On Tuesday, May 18th, we reached a grim milestone in Afghanistan: 1,000 American deaths. The death count started slowly and we didn’t really pay much notice as we were distracted by our larger presence and the higher death count in Iraq. But there it was, steadily growing for nine years. As we have increased our presence with yet another surge, the pace has increased and suddenly here we are a milestone, a marker, a checkpoint.
It’s an impressive number, but not too large that it overwhelms us. It’s not a million, or one hundred thousand, or even ten thousand. those numbers are too large allow us to see the individual trees for the forest. Or the individual people in the crowd. One thousand people would fit comfortably in a single section of a single deck in a modern sports stadium. Or comfortably fill the floor seats in an arena at a political convention.
From a distance we can see the crowd, but if we want to, if we chose to, we can we can focus in and see each individual. If we can see an individual, we can imagine who he or she is. Maybe the soldier comes from a poor rural area in West Virginia or a desperate ghetto in New York City or Los Angeles and volunteered for service as a way to pay for an education. Or maybe they come from a family and a patriotic community in upstate New York where military service is a common value and tradition. For each, it’s a unique set of circumstances and desires that inspires him or her to volunteer. These include a desire for personal achievement, a desire to provide a better life for their families, a desire to serve and protect their communities and their nation.

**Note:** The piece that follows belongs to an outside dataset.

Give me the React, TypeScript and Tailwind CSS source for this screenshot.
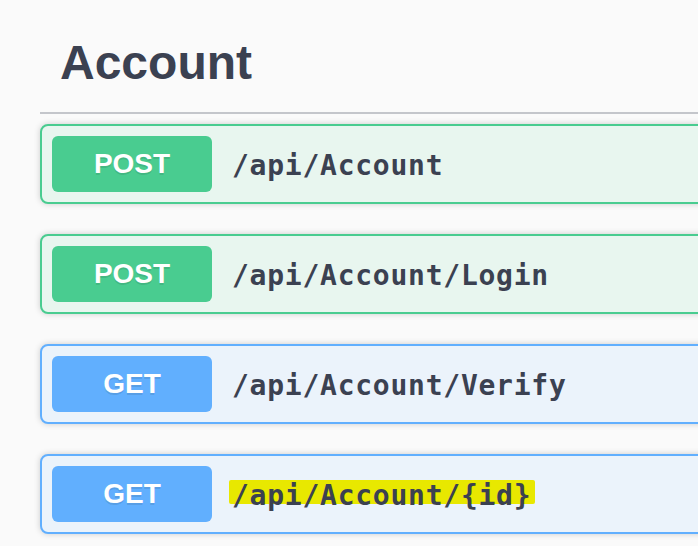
const ops = [
  { method: "POST", path: "/api/Account" },
  { method: "POST", path: "/api/Account/Login" },
  { method: "GET", path: "/api/Account/Verify" },
  { method: "GET", path: "/api/Account/{id}", marked: true },
];

const OpBlock = ({ method, path, marked }: any) => {
  const isPost = method === "POST";
  return (
    <div
      className={`flex items-center h-[80px] mb-[30px] px-[10px] border-2 rounded-[8px] shadow-[0_0_6px_rgba(0,0,0,0.19)] ${
        isPost
          ? "border-[#49cc90] bg-[#e8f6ef]"
          : "border-[#61affe] bg-[#ebf3fb]"
      }`}
    >
      <span
        className={`w-[160px] h-[56px] flex items-center justify-center rounded-[6px] text-white font-bold text-[28px] font-['Liberation_Sans',Arial,sans-serif] [text-shadow:0_2px_0_rgba(0,0,0,0.1)] ${
          isPost ? "bg-[#49cc90]" : "bg-[#61affe]"
        }`}
      >
        {method}
      </span>
      <span className="ml-[20px] relative top-[2px] text-[28px] leading-[40px] tracking-[0.75px] font-bold text-[#3b4151] font-['DejaVu_Sans_Mono',monospace]">
        {marked && (
          <span className="absolute left-[-3px] right-[-4px] top-[4px] h-[24px] bg-[#e8e800] rounded-[2px]" />
        )}
        <span className="relative">{path}</span>
      </span>
    </div>
  );
};

const App = () => {
  return (
    <div className="w-full h-[546px] overflow-hidden bg-[#fafafa]">
      <div className="w-[800px] pl-[40px] pt-[17px]">
        <h3 className="pl-[20px] pt-[18px] pb-[22px] mb-[10px] border-b-2 border-[#c4c6cb] text-[48px] leading-[55px] font-bold text-[#3b4151] font-['Liberation_Sans',Arial,sans-serif]">
          Account
        </h3>
        {ops.map((op) => (
          <OpBlock key={op.path} {...op} />
        ))}
      </div>
    </div>
  );
};

export default App;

For each of the one thousand, we can imagine a broken family. Maybe there is a younger sister who adored older brother who once made her angry by teasing her when she was a little girl and once again with his smothering overprotection when she became a teenager. We can imagine her crying all night long on the day her brother shipped out.
Imagine the soldier had a mother who, for all of his life, had only one identity, one role that mattered: mother. She raised him right. She picked him up when he fell, she cradled him when he cried, she disciplined him when he needed it. She had an abiding faith in the goodness of God and she did all she could to instill this faith in her son, so that for all his life his conscience would guide him and protect him. When he went off to war, she prayed to God every morning and every night for his safe return. And when he was killed by an I.E.D on his way back to base camp after a surviving hazardous patrol, she wondered why God had abandoned her. Maybe in time she can put the broken shards of her faith back together and make peace with the universe, but the certainty of that happening is by no means assured. Who are we to judge if she cannot?
His father has no outlet for his grief. It is his duty to comfort his grieving wife and sobbing daughter, but their pain (like his own) is beyond his reach.
All those who knew him are left with an impenetrable void that will be with them for the rest of their lives. While this void will never be filled, his memory is always with them. They remember him forever as he was: young, optimistic, looking to the future with the aura of invincibility only the young and innocent can possess. He never ages. An ethereal spirit, he becomes an idealized and why shouldn’t that happen? What in his young life could he possibly had done to deserve his senseless fate? He is silent and passes no judgment, but in moments of moral ambiguity the people he left behind think of him and wonder what he would think about the choices they make. He becomes their conscience.
May the politicians and generals who presume to lead, and to all of us who grant them our permission to lead, devote at least some small part of our conscience to the forever young.